- Available data -
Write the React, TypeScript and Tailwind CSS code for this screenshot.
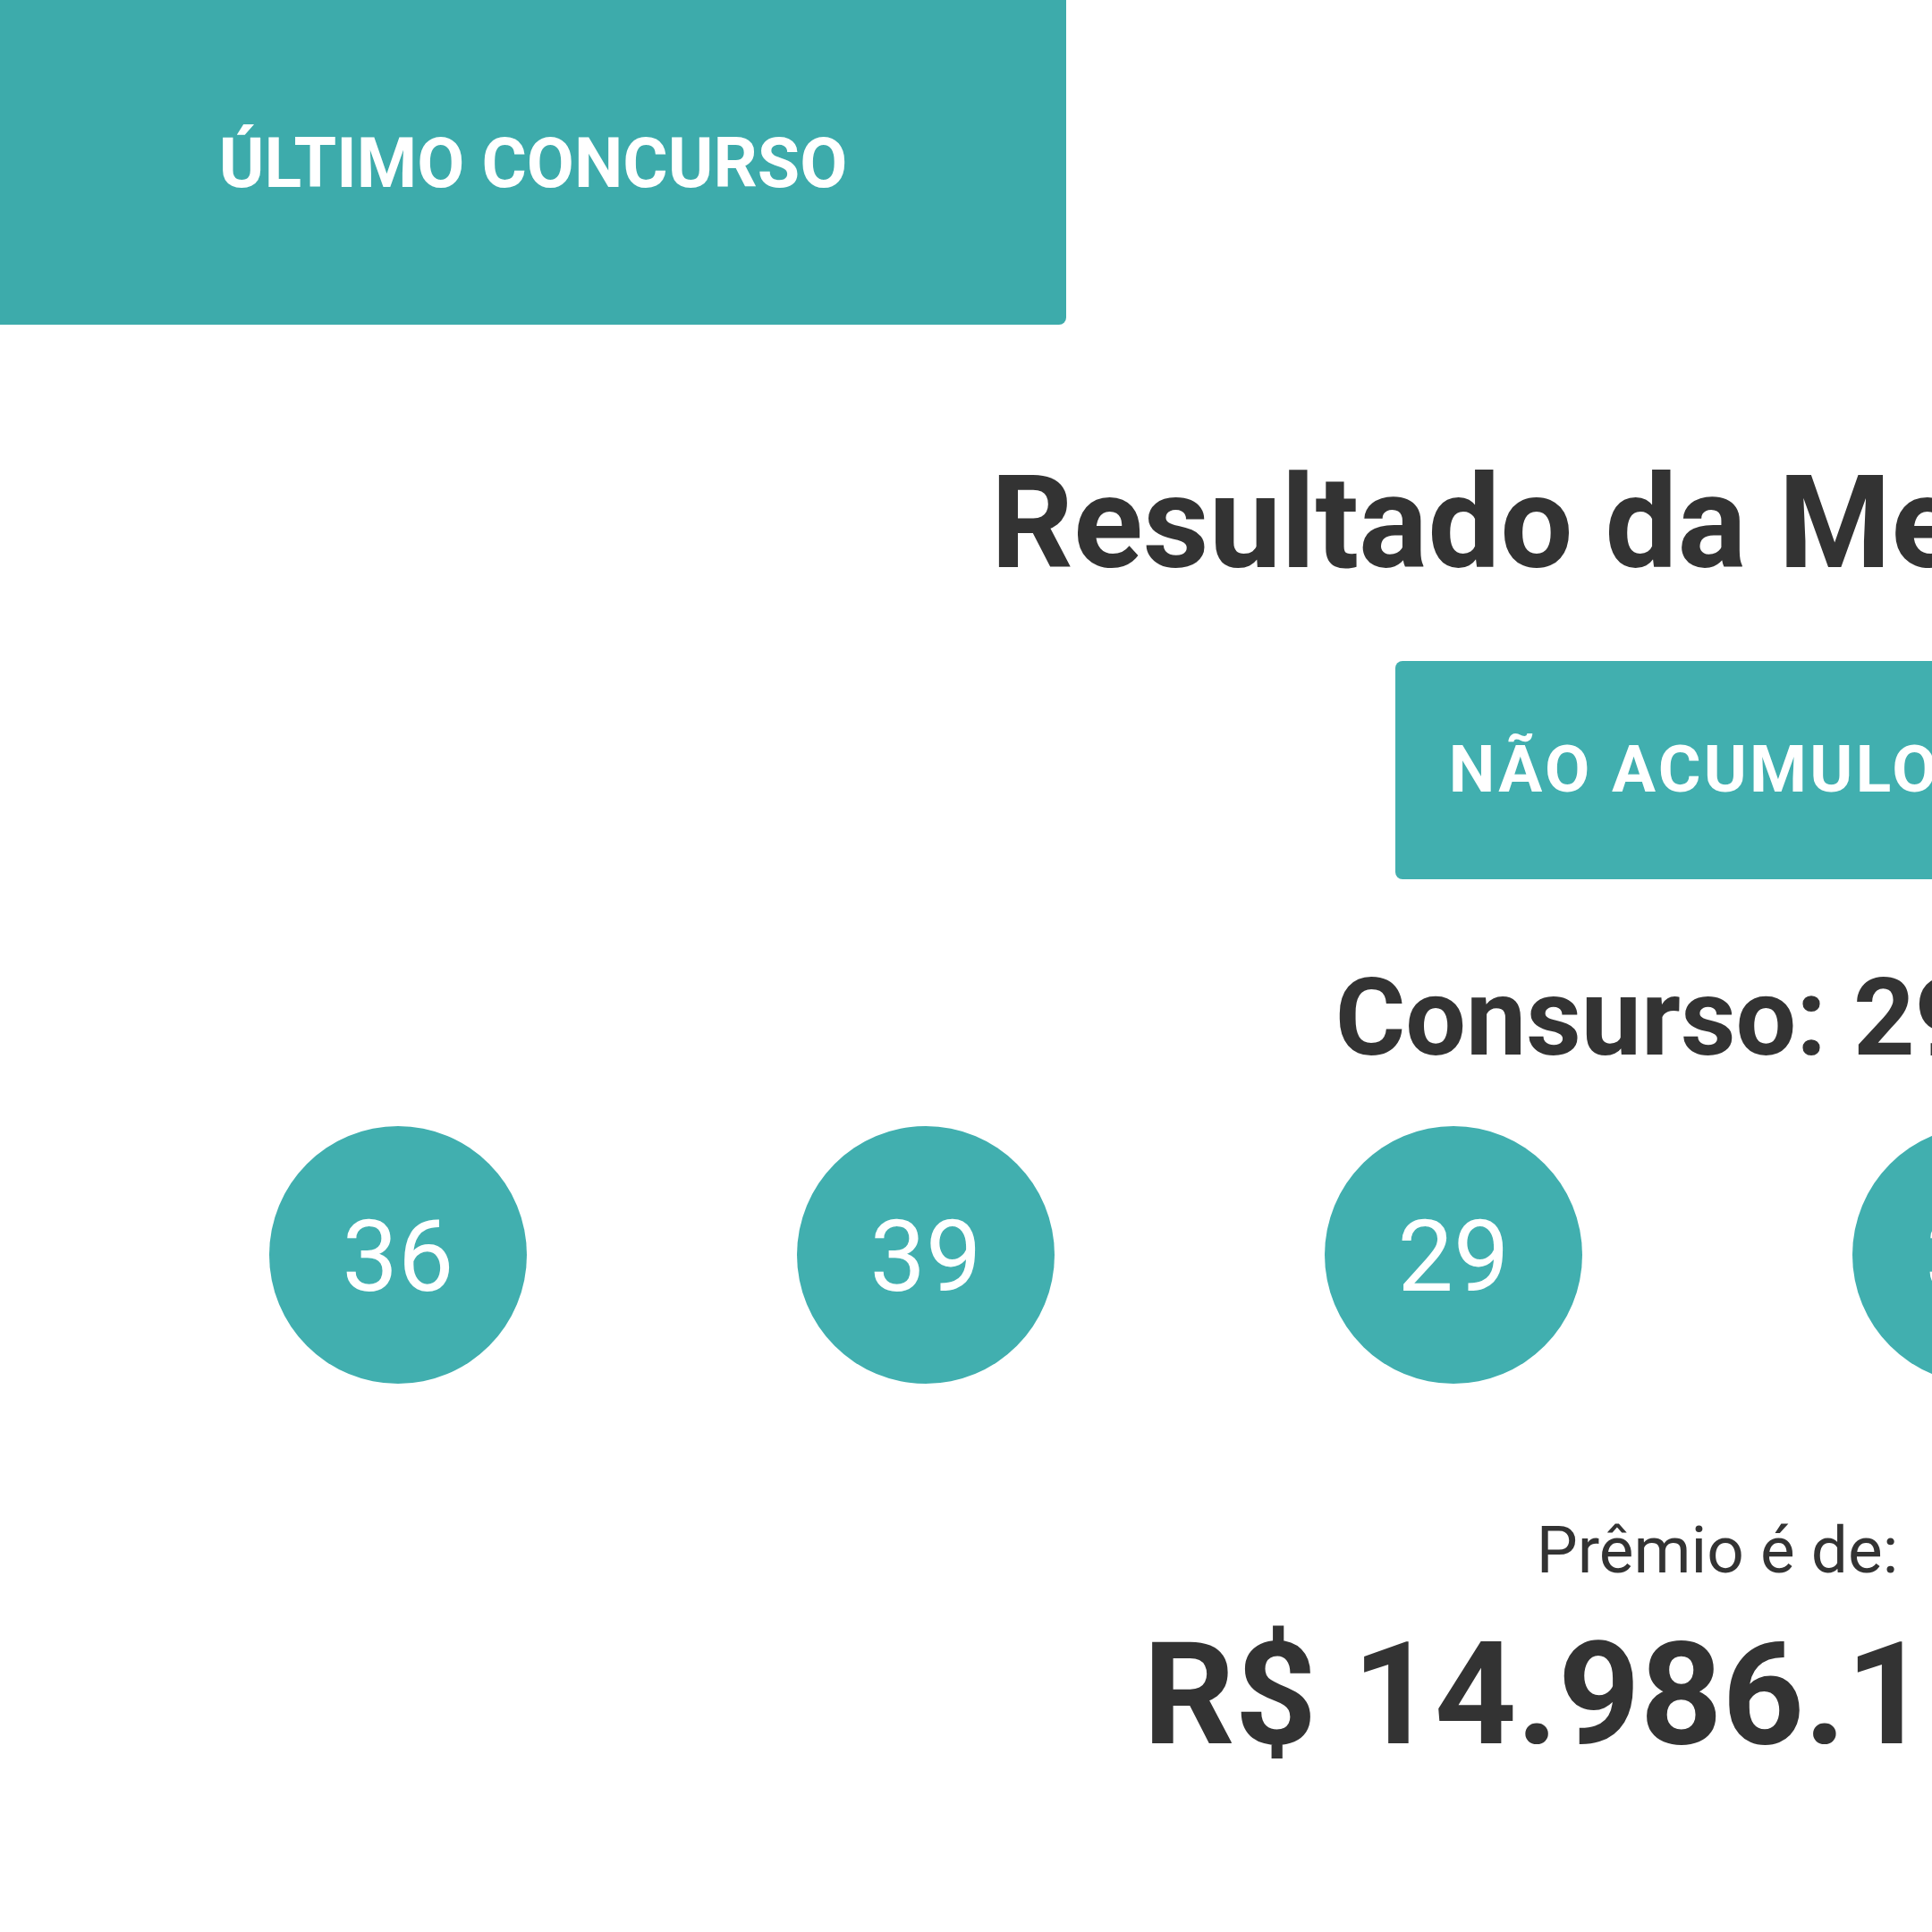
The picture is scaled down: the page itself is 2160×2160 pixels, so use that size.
import React from "react";

const balls = ["36", "39", "29", "31", "12", "47"];

export default function App() {
  return (
    <div className="w-[2160px] h-[2160px] overflow-hidden bg-white font-['Roboto',sans-serif] text-[#333333]">
      <div className="w-[3840px]">
        <div className="flex">
          <div className="w-[1192px] h-[363px] bg-[#3dabab] rounded-br-[8px] flex items-center justify-center">
            <span className="pt-[4px] text-[77px] font-bold text-white">ÚLTIMO CONCURSO</span>
          </div>
        </div>
        <div className="flex flex-col items-center">
          <h1 className="mt-[150px] text-[144px] leading-none font-bold">Resultado da Mega-Sena</h1>
          <div className="mt-[82px] w-[720px] h-[244px] bg-[#41afaf] rounded-[8px] flex items-center justify-center">
            <span className="text-[73px] font-bold text-white tracking-[0.045em]">NÃO ACUMULOU</span>
          </div>
          <h2 className="mt-[95px] text-[120px] leading-none font-bold">Consurso: 2950</h2>
          <div className="mt-[61px] flex gap-[302px]">
            {balls.map((n) => (
              <div
                key={n}
                className="w-[288px] h-[288px] rounded-full bg-[#41afaf] flex items-center justify-center"
              >
                <span className="pt-[4px] text-[111px] text-white">{n}</span>
              </div>
            ))}
          </div>
          <p className="mt-[150px] text-[73px] leading-none">Prêmio é de:</p>
          <p className="mt-[45px] text-[160px] leading-none font-bold">R$ 14.986.119,25</p>
        </div>
      </div>
    </div>
  );
}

- Stated exercise -
Copy every line above word for word and exclude the pictures.

- Complete response -
Write the React, TypeScript and Tailwind CSS code for this screenshot.
The picture is scaled down: the page itself is 2160×2160 pixels, so use that size.
import React from "react";

const balls = ["36", "39", "29", "31", "12", "47"];

export default function App() {
  return (
    <div className="w-[2160px] h-[2160px] overflow-hidden bg-white font-['Roboto',sans-serif] text-[#333333]">
      <div className="w-[3840px]">
        <div className="flex">
          <div className="w-[1192px] h-[363px] bg-[#3dabab] rounded-br-[8px] flex items-center justify-center">
            <span className="pt-[4px] text-[77px] font-bold text-white">ÚLTIMO CONCURSO</span>
          </div>
        </div>
        <div className="flex flex-col items-center">
          <h1 className="mt-[150px] text-[144px] leading-none font-bold">Resultado da Mega-Sena</h1>
          <div className="mt-[82px] w-[720px] h-[244px] bg-[#41afaf] rounded-[8px] flex items-center justify-center">
            <span className="text-[73px] font-bold text-white tracking-[0.045em]">NÃO ACUMULOU</span>
          </div>
          <h2 className="mt-[95px] text-[120px] leading-none font-bold">Consurso: 2950</h2>
          <div className="mt-[61px] flex gap-[302px]">
            {balls.map((n) => (
              <div
                key={n}
                className="w-[288px] h-[288px] rounded-full bg-[#41afaf] flex items-center justify-center"
              >
                <span className="pt-[4px] text-[111px] text-white">{n}</span>
              </div>
            ))}
          </div>
          <p className="mt-[150px] text-[73px] leading-none">Prêmio é de:</p>
          <p className="mt-[45px] text-[160px] leading-none font-bold">R$ 14.986.119,25</p>
        </div>
      </div>
    </div>
  );
}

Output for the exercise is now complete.